Эта военная добыча считалась вполне законной, брать ее силой не полагалось; хороший тон голубятников презирал в таких случаях даже и ругань; признавалось только одно: если принесли за голубя выкуп, то задерживать его было уж нельзя.
У кого мог я, девятилетний, покупать голубей? Все у тех же, конечно, пушкарей и стрельцов; и когда я пытался тоже воинственно размахивать шестом на своей крыше и свистать в два пальца, мои голуби исправно летели на свои старые голубятни.
С голубями у меня не вышло, зато тем сильнее пристрастился я к синицам, щеглам, перепелкам, которых кто же мог у меня отбить?
Прошло много лет с того времени... Кажется, четверть века уж я не видал березок, осинок, елок. Теперь они представляются мне в каком-то неразборчивом тумане, как на картинах Клода Монэ.
Тогда ходил я с Авдеичем осенью именно в эти березки, осинки, елки с западками и лучками ловить глушек, гаек, лозиновок.
Время смыло, конечно, все яркие краски с тех переживаний, но какое все-таки невнятно-радостно-звенящее осталось в памяти!.. Не передашь, ни за что не передашь!..

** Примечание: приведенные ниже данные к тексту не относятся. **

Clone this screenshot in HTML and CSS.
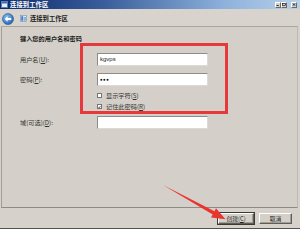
FILE: index.html
```html
<!DOCTYPE html>
<html lang="zh">
<head>
<meta charset="utf-8">
<link rel="stylesheet" href="styles.css">
</head>
<body>
<div class="win">
  <div class="titlebar">
    <svg class="ticon" width="7" height="7" viewBox="0 0 7 7"><rect x="0.5" y="0.5" width="6" height="6" fill="#e8eef8" stroke="#5a7fb8"/><rect x="1" y="1" width="5" height="1.5" fill="#3a6fc0"/></svg>
    <span class="ttext">连接到工作区</span>
    <span class="tbtns">
      <span class="tb"><svg width="5" height="4" viewBox="0 0 5 4"><rect x="0.5" y="3" width="3" height="1" fill="#000"/></svg></span>
      <span class="tb"><svg width="5" height="4" viewBox="0 0 5 4"><rect x="0.5" y="0.5" width="4" height="3" fill="none" stroke="#000" stroke-width="0.8"/></svg></span>
      <span class="tb tb-close"><svg width="5" height="4" viewBox="0 0 5 4"><path d="M0.5 0.3L4.5 3.7M4.5 0.3L0.5 3.7" stroke="#000" stroke-width="0.9"/></svg></span>
    </span>
  </div>
  <div class="nav">
    <svg class="back" width="12" height="12" viewBox="0 0 12 12">
      <defs><radialGradient id="bg" cx="0.4" cy="0.35" r="0.7"><stop offset="0" stop-color="#8cc4f4"/><stop offset="1" stop-color="#1e5fb4"/></radialGradient></defs>
      <circle cx="6" cy="6" r="5.5" fill="url(#bg)" stroke="#2a4f88" stroke-width="0.6"/>
      <path d="M2.6 6L5.6 3.2V4.9H9.2V7.1H5.6V8.8Z" fill="#fff"/>
    </svg>
    <svg class="nicon" width="7" height="7" viewBox="0 0 7 7"><rect x="0.5" y="0.5" width="6" height="6" fill="#dde6f2" stroke="#6f8fb8" stroke-width="0.6"/><rect x="1.2" y="1.2" width="2" height="4.6" fill="#4a80c8"/><rect x="3.8" y="2" width="2.2" height="3.8" fill="#8fb2de"/></svg>
    <span class="ntext">连接到工作区</span>
  </div>
  <div class="panel">
    <div class="heading">键入您的用户名和密码</div>
    <div class="form">
      <div class="row row-user">
        <span class="lbl">用户名(<u>U</u>):</span>
        <div class="input">kgvps</div>
      </div>
      <div class="row row-pass">
        <span class="lbl">密码(<u>P</u>):</span>
        <div class="input pass">●●●</div>
      </div>
      <div class="row row-cb1">
        <span class="lbl"></span>
        <span class="cb"></span><span class="cbtext">显示字符(<u>S</u>)</span>
      </div>
      <div class="row row-cb2">
        <span class="lbl"></span>
        <span class="cb"><svg width="5" height="5" viewBox="0 0 5 5"><path d="M0.8 2.4L2 3.7L4.2 1" fill="none" stroke="#000" stroke-width="1.1"/></svg></span><span class="cbtext">记住此密码(<u>R</u>)</span>
      </div>
      <div class="row row-domain">
        <span class="lbl">域(可选)(<u>D</u>):</span>
        <div class="input"></div>
      </div>
    </div>
  </div>
  <div class="footer">
    <span class="btn btn-default">创建(<u>C</u>)</span>
    <span class="btn">取消</span>
  </div>
  <div class="annot-rect"></div>
  <svg class="annot-arrow" width="300" height="229" viewBox="0 0 300 229">
    <polygon points="163,185 214.5,211.2 216,208.2 225.5,219.3 211,217.4 212.7,214.4" fill="#e8352f"/>
  </svg>
</div>
</body>
</html>
```

FILE: styles.css
```css
* { box-sizing: border-box; }
html, body { margin: 0; padding: 0; }
body {
  width: 300px;
  height: 229px;
  overflow: hidden;
  background: #d4d0c8;
  font-family: "Noto Sans CJK SC", "Liberation Sans", sans-serif;
  font-size: 6.2px;
  color: #222;
}
u { text-decoration: underline; text-underline-offset: 0.5px; }

.win {
  position: relative;
  width: 300px;
  height: 229px;
  display: flex;
  flex-direction: column;
  background: #d6d2cb;
  border-bottom: 1px solid #55534f;
}

.titlebar {
  height: 9px;
  flex: 0 0 9px;
  display: flex;
  align-items: center;
  padding: 0 3px 0 1px;
  background: linear-gradient(to right, #0c2a6c 0%, #3a5e9c 35%, #8eb2dc 75%, #b8d0ea 100%);
}
.ticon { flex: 0 0 auto; margin-right: 2px; }
.ttext {
  color: #fff;
  font-weight: bold;
  font-size: 6.3px;
  line-height: 9px;
  letter-spacing: 0.1px;
}
.tbtns { margin-left: auto; display: flex; gap: 0; }
.tb {
  width: 6px;
  height: 6px;
  display: flex;
  align-items: center;
  justify-content: center;
  background: #d4d0c8;
  border: 1px solid;
  border-color: #fff #6c6a66 #6c6a66 #fff;
}
.tb svg { width: 4px; height: 3px; }
.tb-close { margin-left: 4px; }

.nav {
  height: 17px;
  flex: 0 0 17px;
  display: flex;
  align-items: center;
  padding: 2px 0 0 2px;
  background: #d8d4cd;
}
.back { flex: 0 0 auto; margin-right: 6px; }
.nicon { flex: 0 0 auto; margin-right: 3px; }
.ntext { font-size: 6.3px; font-weight: bold; color: #1e1e1e; line-height: 8px; }

.panel {
  flex: 1 1 auto;
  margin: 0 2px 0 1px;
  border-top: 1px solid #a9a6a0;
  border-left: 1px solid #a19f99;
  border-right: 1px solid #bdbab4;
  border-bottom: 1px solid #8d8b86;
  padding: 8px 0 0 18px;
  background: #d4d0c9;
}
.heading {
  font-weight: bold;
  line-height: 7px;
  color: #1a1a1a;
  font-size: 6.2px;
}
.form { margin-top: 11px; display: flex; flex-direction: column; }
.row { display: flex; align-items: center; }
.lbl { flex: 0 0 77px; line-height: 7px; color: #333; }
.input {
  width: 111px;
  height: 13px;
  background: #fff;
  border: 1px solid;
  border-color: #8e8c88 #dcdad6 #dcdad6 #8e8c88;
  padding-left: 2px;
  font-family: "Liberation Sans", sans-serif;
  font-size: 6px;
  line-height: 11px;
  color: #222;
}
.input.pass { font-size: 4.5px; letter-spacing: 0.4px; color: #111; }
.row-pass { margin-top: 7px; }
.row-cb1 { margin-top: 6px; height: 7px; }
.row-cb2 { margin-top: 4px; height: 7px; }
.row-domain { margin-top: 6px; }
.cb {
  flex: 0 0 5px;
  width: 5px;
  height: 5px;
  background: #fff;
  border: 0.5px solid #77756f;
  margin-right: 4px;
  display: flex;
  align-items: center;
  justify-content: center;
}
.cb svg { width: 4px; height: 4px; }
.cbtext { line-height: 7px; color: #333; }

.footer {
  flex: 0 0 20px;
  height: 20px;
  display: flex;
  justify-content: flex-end;
  align-items: flex-start;
  gap: 5px;
  padding: 5px 8px 0 0;
  background: #d6d2cb;
}
.btn {
  width: 33px;
  height: 11px;
  display: flex;
  align-items: center;
  justify-content: center;
  background: #d4d0c8;
  border: 1px solid;
  border-color: #fff #5f5d59 #5f5d59 #fff;
  box-shadow: inset -1px -1px 0 #a09e98;
  font-size: 5.8px;
  color: #222;
}
.btn-default { width: 36px; outline: 1px solid #3c3a36; }

.annot-rect {
  position: absolute;
  left: 80px;
  top: 43px;
  width: 148px;
  height: 71px;
  border: 3px solid #e6393b;
}
.annot-arrow {
  position: absolute;
  left: 0;
  top: 0;
  pointer-events: none;
}
```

Сухими и теплыми еще осенними утрами, когда воздух гуще и земля строже и виднее чернобыл на межах, когда ближе к опушке придвигались черноголовые монашенки-гайки и глушки с сизыми щечками, но тоже в черных шлычках, и синицы-лазоревки, очень длиннохвостые, белые с лазурью, пушистые, торжественно наряженные, как на свадьбу или на бал, - так было неслыханно-радостно проснуться в воскресенье на самой заре, чуть щели покажутся в ставнях, кое-как одеться, захватить то, что приготовлено еще с вечера, выскользнуть из дому так, чтобы и не разбудить никого, и потом, по сонной еще улице, бежать к Авдеичу, постучать в его окошко с надворья и услышать отчетистое:
– Че-час!
А не больше, чем через час, мы с ним в лесу.
Души детей, как и души художников, - очарованные души; но когда я в лесу осеннем, в желтизне, в запахах листьев спелых, в прощальной грусти светлой не мог воздержаться от крика, чтобы вызвать эхо, Авдеич глядел на меня глазами строгого пекинского селезня:
– Ты ж это что, а?.. В класс пришел?
И я смирялся.
Авдеич никогда не мигал веками... Рассмешить его ничем было нельзя, рассердить нельзя, удивить нельзя и напугать нельзя: окаменелость на шмыгающих ногах и с односложным разговором.
Водки он не пил.
Потому, что против моего увлечения птицами и Авдеичем ничего не имел мой отец, я думаю, что и отец его знал, хоть у нас в доме я никогда не видал Авдеича.
Авдеич был свой: пушкарский-то пушкарский, но в то же время лесной, значит, ничей; я, девятилетний, был тоже свой: домашний-то домашний, но в то же время слишком влюбленный в небо, и в поле, и в лес, - значит, тоже ничей. Это меня с ним сближало - малого со старым.
Я ревностно старался всячески помогать ему на охоте, а пока мы шли в лес, рассказывал ему о диковинных древних зверях, о путешествиях по пустыням, о всем, что я вычитывал из своих детских книг.
Он слушал, но едва ли мне верил.
Помню, спросил он меня однажды:
– А как имя было тому зверю, который Ноя ослушался и в ковчег к нему не пошел?
Ничего не слыхал я о таком звере.
– То-то и есть... Не знаешь... С большими рогами был зверь и долго мог плавать... Однако по последствии времени и тот выбился из силов... Почему такое?.. Птицы ему на рога садились... Он их стряхнет, они опять... Вот почему... А птиц летало тогда несосветимо... С тем и принужден он был потопнуть бесчестно за гордость свою.